Lo interesante de comparar a China e India es que nos ofrecen dos caminos absolutamente distintos. China “tiene orden pero no legalidad porque las leyes siempre emanan del rey”, en tanto que India “tiene demasiadas leyes pero no mucho orden, pero las leyes siempre están por encima del emperador”. Con estas palabras uno de los estudiosos chinos diferenció a esas dos naciones: China tiene una sociedad débil pero un gobierno fuerte, en tanto que lo opuesto caracteriza a la India. El gobierno chino liberó fuerzas y recursos para lograr elevadas tasas de crecimiento, en tanto que el hindú promedio funciona con una mano atada a su espalda por el poder de la burocracia y diversos grupos de interés. Unas cuantas reformas iniciadas en los noventa abrieron oportunidades antes inexistentes que han hecho posibles tasas de crecimiento cercanas al 7% en promedio anual. Uno se pregunta qué pasará el día en que se liberen los hindúes de esas ataduras, porque al ritmo al que van arrasarán con todos los demás…

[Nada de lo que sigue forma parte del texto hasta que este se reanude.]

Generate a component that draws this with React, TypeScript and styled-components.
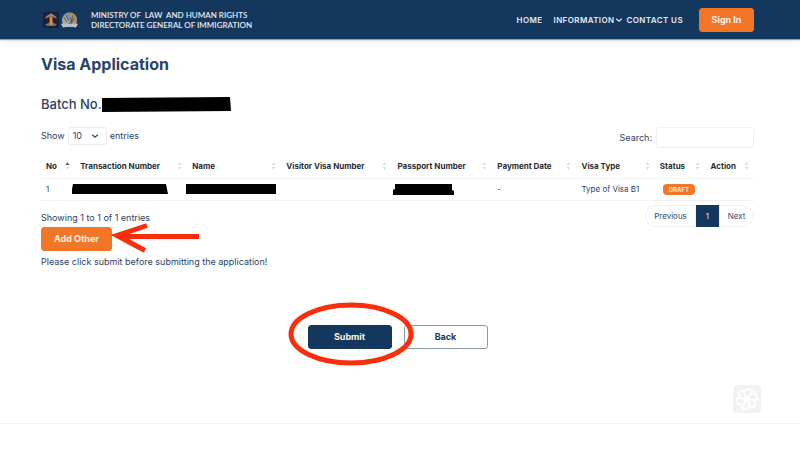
import React from "react";
import styled, { createGlobalStyle } from "styled-components";

const navy = "#14375d";
const orange = "#f27627";
const red = "#fb2d0a";

const GlobalStyle = createGlobalStyle`
  * { box-sizing: border-box; }
  body { margin: 0; background: #fff; color: #2b4263; font-family: Inter, "Liberation Sans", sans-serif; font-size: 9px; line-height: 12px; }
  button, input, select { font: inherit; color: inherit; }
  h1, h2, p { margin: 0; }
`;

const Header = styled.header`
  display: flex;
  align-items: center;
  justify-content: space-between;
  height: 39px;
  padding: 0 46px 0 42px;
  background: ${navy};
  color: #e4eaf1;
  box-shadow: 0 1px 1px #8fa2b6, 0 3px 8px rgba(0, 0, 0, 0.08);
`;

const Brand = styled.a`
  display: flex;
  align-items: center;
  color: inherit;
  text-decoration: none;
`;

const Emblem = styled.svg`
  width: 38px;
  height: 18px;
  margin-right: 11px;
`;

const BrandText = styled.span`
  font-family: Lato, Inter, sans-serif;
  font-size: 8px;
  font-weight: 600;
  line-height: 10px;
  white-space: pre;
`;

const Nav = styled.nav`
  display: flex;
  align-items: center;
`;

const NavLink = styled.a<{ $gap: number }>`
  display: flex;
  align-items: center;
  margin-right: ${(p) => p.$gap}px;
  color: inherit;
  font-size: 8px;
  font-weight: 600;
  letter-spacing: 0.05em;
  text-decoration: none;
`;

const Button = styled.button<{ $tone: "orange" | "navy" | "outline"; $width: number }>`
  width: ${(p) => p.$width}px;
  height: 24px;
  padding: 0;
  border: 1px solid ${(p) => (p.$tone === "orange" ? orange : p.$tone === "navy" ? navy : "#8c9caf")};
  border-radius: 3px;
  background: ${(p) => (p.$tone === "orange" ? orange : p.$tone === "navy" ? navy : "#fff")};
  color: ${(p) => (p.$tone === "outline" ? navy : "#fff2e8")};
  font-weight: 700;
`;

const Main = styled.main`
  padding: 15px 46px 0 41px;
`;

const Title = styled.h1`
  color: #27446a;
  font-size: 16px;
  font-weight: 700;
  line-height: 20px;
`;

const Batch = styled.h2`
  display: flex;
  align-items: center;
  margin-top: 20px;
  font-size: 13px;
  font-weight: 500;
  line-height: 20px;
`;

const Redaction = styled.svg<{ $width: number; $height: number; $shift?: number }>`
  display: block;
  width: ${(p) => p.$width}px;
  height: ${(p) => p.$height}px;
  margin-left: ${(p) => p.$shift ?? 0}px;
`;

const Controls = styled.div`
  display: flex;
  align-items: flex-start;
  justify-content: space-between;
  margin-top: 13px;
`;

const Field = styled.label`
  display: flex;
  align-items: center;
  gap: 3px;
`;

const SelectBox = styled.span`
  display: grid;
  align-items: center;
  width: 39px;
  height: 18px;
  & > * { grid-area: 1 / 1; }
  & > svg { justify-self: end; margin-right: 8px; pointer-events: none; }
`;

const Select = styled.select`
  width: 100%;
  height: 100%;
  padding: 0 4px;
  border: 1px solid #e9ecf0;
  border-radius: 3px;
  background: #fff;
  appearance: none;
`;

const SearchInput = styled.input`
  width: 98px;
  height: 21px;
  margin-left: 1px;
  border: 1px solid #f0f1f3;
  border-radius: 3px;
  background: #fff;
`;

const Table = styled.table`
  width: 100%;
  margin-top: 7px;
  border-collapse: collapse;
  table-layout: fixed;
  font-size: 8px;
`;

const Col = styled.col<{ $share: number }>`
  width: ${(p) => p.$share}%;
`;

const Th = styled.th`
  height: 23px;
  padding: 0 5px;
  border-bottom: 1px solid #f1f2f4;
  color: #292c33;
  font-weight: 700;
  text-align: left;
  white-space: nowrap;
`;

const HeadCell = styled.span`
  display: flex;
  align-items: center;
  justify-content: space-between;
`;

const Td = styled.td`
  height: 22px;
  padding: 0 5px;
  border-bottom: 1px solid #f1f2f4;
  white-space: nowrap;
`;

const Badge = styled.span`
  display: block;
  width: 32px;
  margin-left: 3px;
  border-radius: 4px;
  background: ${orange};
  color: #ffe6d5;
  font-size: 6px;
  font-weight: 700;
  line-height: 11px;
  text-align: center;
`;

const TableFooter = styled.div`
  display: flex;
  align-items: flex-start;
  justify-content: space-between;
  margin-top: 4px;
`;

const Info = styled.p`
  padding-top: 7px;
`;

const Pager = styled.nav`
  display: flex;
  height: 22px;
`;

const PageButton = styled.button<{ $kind: "start" | "current" | "end" }>`
  width: ${(p) => (p.$kind === "start" ? 51 : p.$kind === "end" ? 35 : 23)}px;
  padding: 0;
  border: 1px solid ${(p) => (p.$kind === "current" ? navy : "#eff0f3")};
  border-radius: ${(p) => (p.$kind === "start" ? "11px 0 0 11px" : p.$kind === "end" ? "0 11px 11px 0" : "0")};
  background: ${(p) => (p.$kind === "current" ? navy : "#fff")};
  color: ${(p) => (p.$kind === "current" ? "#e4eaf1" : "#344866")};
  font-size: 8px;
`;

const Marked = styled.div`
  position: relative;
  width: max-content;
`;

const Arrow = styled.svg`
  position: absolute;
  left: 68px;
  top: -5px;
  width: 92px;
  height: 32px;
  pointer-events: none;
`;

const Ring = styled.svg`
  position: absolute;
  left: -20px;
  top: -24px;
  width: 127px;
  height: 66px;
  pointer-events: none;
`;

const Hint = styled.p`
  margin-top: 5px;
`;

const Actions = styled.div`
  display: flex;
  justify-content: center;
  gap: 12px;
  margin-top: 57px;
`;

const Footer = styled.footer`
  display: flex;
  justify-content: flex-end;
  margin-top: 36px;
  padding: 0 39px 10px 0;
  border-bottom: 1px solid #f3f3f4;
`;

const HelpButton = styled.button`
  display: block;
  width: 28px;
  height: 28px;
  padding: 0;
  border: 0;
  border-radius: 4px;
  background: #f2f2f3;
`;

const columns = [
  { label: "No", share: 4.8 },
  { label: "Transaction Number", share: 15.7 },
  { label: "Name", share: 13.2 },
  { label: "Visitor Visa Number", share: 15.6 },
  { label: "Passport Number", share: 14 },
  { label: "Payment Date", share: 11.8 },
  { label: "Visa Type", share: 11 },
  { label: "Status", share: 7.1 },
  { label: "Action", share: 6.8 },
];

function Chevron({ size }: { size: number }) {
  return (
    <svg width={size} height={size} viewBox="0 0 8 8" fill="none" stroke="currentColor" strokeWidth="1.2" aria-hidden="true">
      <path d="M1.3 2.7 4 5.2l2.7-2.5" />
    </svg>
  );
}

function SortIcon({ active }: { active: boolean }) {
  return (
    <svg width="5" height="10" viewBox="0 0 5 10" aria-hidden="true">
      <path d="M.5 4 2.5 1l2 3z" fill={active ? "#59616c" : "#dcdfe3"} />
      <path d="M.5 6 2.5 9l2-3z" fill="#dcdfe3" />
    </svg>
  );
}

function Redacted({ width, height, shift, shape }: { width: number; height: number; shift?: number; shape: string }) {
  return (
    <Redaction $width={width} $height={height} $shift={shift} viewBox={`0 0 ${width} ${height}`} role="img" aria-label="Redacted">
      <path d={shape} fill="#000" />
    </Redaction>
  );
}

export default function App() {
  return (
    <>
      <GlobalStyle />
      <Header>
        <Brand href="#">
          <Emblem viewBox="0 0 38 18" aria-hidden="true">
            <rect x="1" y="1" width="16" height="16" fill="#18213f" />
            <path d="M3 7.5C4.5 4 7 4 9 2c2 2 4.500 2 6 5.500L12 6.500 9 5 6 6.500z" fill="#a78360" />
            <path d="M3 13c3-.2 4.500-1.200 4.500-3V6h3v4c0 1.800 1.500 2.800 4.500 3l-2 2H5z" fill="#806e64" />
            <path d="M7.500 6.500 9 5l1.200 1v8H8V7.500z" fill="#f58a28" />
            <circle cx="27.500" cy="8.800" r="7.500" fill="#718093" />
            <path d="M27 2c5-.8 8 3 8 7 0 3-1.500 5-4 6l-1-4 2-2-3-2z" fill="#b79257" />
            <path d="M20 9c1-4 4-6.500 7-7l-3 5 4-3-2 4 3 1-3 4-5 2z" fill="#a8a79a" />
            <path d="M22 6l3 5M24 4l3 6M31 4l-2 7M33 7l-4 5" stroke="#31506f" strokeWidth=".8" />
            <path d="M19 13c3-1 5 0 8.500 0s6-1 8.500 0l-2 3.500c-4-1-9-1-13 0z" fill="#b8c1ca" />
          </Emblem>
          <BrandText>{"MINISTRY OF  LAW  AND HUMAN RIGHTS\nDIRECTORATE GENERAL OF IMMIGRATION"}</BrandText>
        </Brand>
        <Nav>
          <NavLink href="#" $gap={11}>HOME</NavLink>
          <NavLink href="#" $gap={4}>INFORMATION<Chevron size={8} /></NavLink>
          <NavLink href="#" $gap={16}>CONTACT US</NavLink>
          <Button type="button" $tone="orange" $width={55}>Sign In</Button>
        </Nav>
      </Header>
      <Main>
        <Title>Visa Application</Title>
        <Batch>
          Batch No.
          <Redacted width={129} height={15} shape="M0 1 128 0l1 14L0 15z" />
        </Batch>
        <Controls>
          <Field>
            Show
            <SelectBox>
              <Select defaultValue="10" aria-label="Entries per page">
                <option>10</option>
                <option>25</option>
              </Select>
              <Chevron size={8} />
            </SelectBox>
            entries
          </Field>
          <Field>
            Search:
            <SearchInput type="search" />
          </Field>
        </Controls>
        <Table>
          <colgroup>
            {columns.map((c) => <Col key={c.label} $share={c.share} />)}
          </colgroup>
          <thead>
            <tr>
              {columns.map((c, i) => (
                <Th key={c.label} scope="col">
                  <HeadCell>{c.label}<SortIcon active={i === 0} /></HeadCell>
                </Th>
              ))}
            </tr>
          </thead>
          <tbody>
            <tr>
              <Td>1</Td>
              <Td><Redacted width={96} height={10} shift={-8} shape="M1 0h93l2 10H0V5z" /></Td>
              <Td><Redacted width={90} height={11} shift={-6} shape="M0 0h90v10H0z" /></Td>
              <Td />
              <Td><Redacted width={61} height={11} shift={-4} shape="M2 0h57v6l2 1v4H0V6l2-1z" /></Td>
              <Td>-</Td>
              <Td>Type of Visa B1</Td>
              <Td><Badge>DRAFT</Badge></Td>
              <Td />
            </tr>
          </tbody>
        </Table>
        <TableFooter>
          <Info>Showing 1 to 1 of 1 entries</Info>
          <Pager aria-label="Pagination">
            <PageButton type="button" $kind="start">Previous</PageButton>
            <PageButton type="button" $kind="current">1</PageButton>
            <PageButton type="button" $kind="end">Next</PageButton>
          </Pager>
        </TableFooter>
        <Marked>
          <Button type="button" $tone="orange" $width={71}>Add Other</Button>
          <Arrow viewBox="0 0 92 32" fill="none" stroke={red} aria-hidden="true">
            <path d="M12 14.500H90" strokeWidth="5" />
            <path d="M38 3.500 8 13.500 36 28.500" strokeWidth="5" />
            <path d="M2 13 20 8v11z" fill={red} stroke="none" />
          </Arrow>
        </Marked>
        <Hint>Please click submit before submitting the application!</Hint>
        <Actions>
          <Marked>
            <Button type="button" $tone="navy" $width={84}>Submit</Button>
            <Ring viewBox="0 0 127 66" fill="none" stroke={red} aria-hidden="true">
              <ellipse cx="63" cy="33" rx="60" ry="29" strokeWidth="5" />
            </Ring>
          </Marked>
          <Button type="button" $tone="outline" $width={84}>Back</Button>
        </Actions>
      </Main>
      <Footer>
        <HelpButton type="button" aria-label="Assistant">
          <svg width="28" height="28" viewBox="0 0 30 30" fill="none" stroke="#fff" strokeWidth="2.400" strokeLinecap="round">
            <circle cx="15" cy="15" r="3.500" fill="#fff" stroke="none" />
            {[15, 75, 135, 195, 255, 315].map((a) => (
              <path key={a} transform={`rotate(${a} 15 15)`} d="M11.500 6C12.500 3.500 18.500 3 18.500 6.500c0 2-1.500 2.500-2 4.500" />
            ))}
          </svg>
        </HelpButton>
      </Footer>
    </>
  );
}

Evidentemente, México no es igual a ninguna de esas dos naciones, pero ambas ofrecen lecciones que vale la pena entender porque no sólo explican muchas de nuestras limitaciones, sino que nos podrían ayudar a comenzar a enfrentarlas. El modo chino de actuar, a rajatabla, era posible en la era priista porque existía la capacidad de acción y la concentración de poder y recursos que lo hacían teóricamente posible. Sin embargo, nada de eso ocurrió, al menos no después de los sesenta. En lugar de reformar, nuestro camino fue el de retroceder, enquistar intereses y limitar el potencial de desarrollo, exactamente al revés que los chinos. El modelo hindú, si es que así se le puede llamar a la estructura social y política de esa nación, no ha impedido la adopción de reformas o su instrumentación. Lo que ambas naciones sí han tenido es un claro sentido de dirección en la cabeza de sus respectivos gobiernos.
Si hay una lección valiosa del caso hindú esta reside en que el factor medular de cambio reside en el liderazgo: la capacidad de sumar voluntades detrás de un proyecto transformador. En India el cambio ha sido modesto pero radical en sus consecuencias. Ninguna de éstas ha sido mayor que la que ha logrado cambiar las actitudes de la población. Una población deseosa de ganar tiene mucho más probabilidad de lograrlo. Es por eso que nuestro peor enemigo no reside en la parálisis política o legislativa (o, incluso, en las reforma mismas) sino en el pesimismo que ha sobrecogido a la población. En eso los chinos e hindúes tienen mucho que enseñarnos.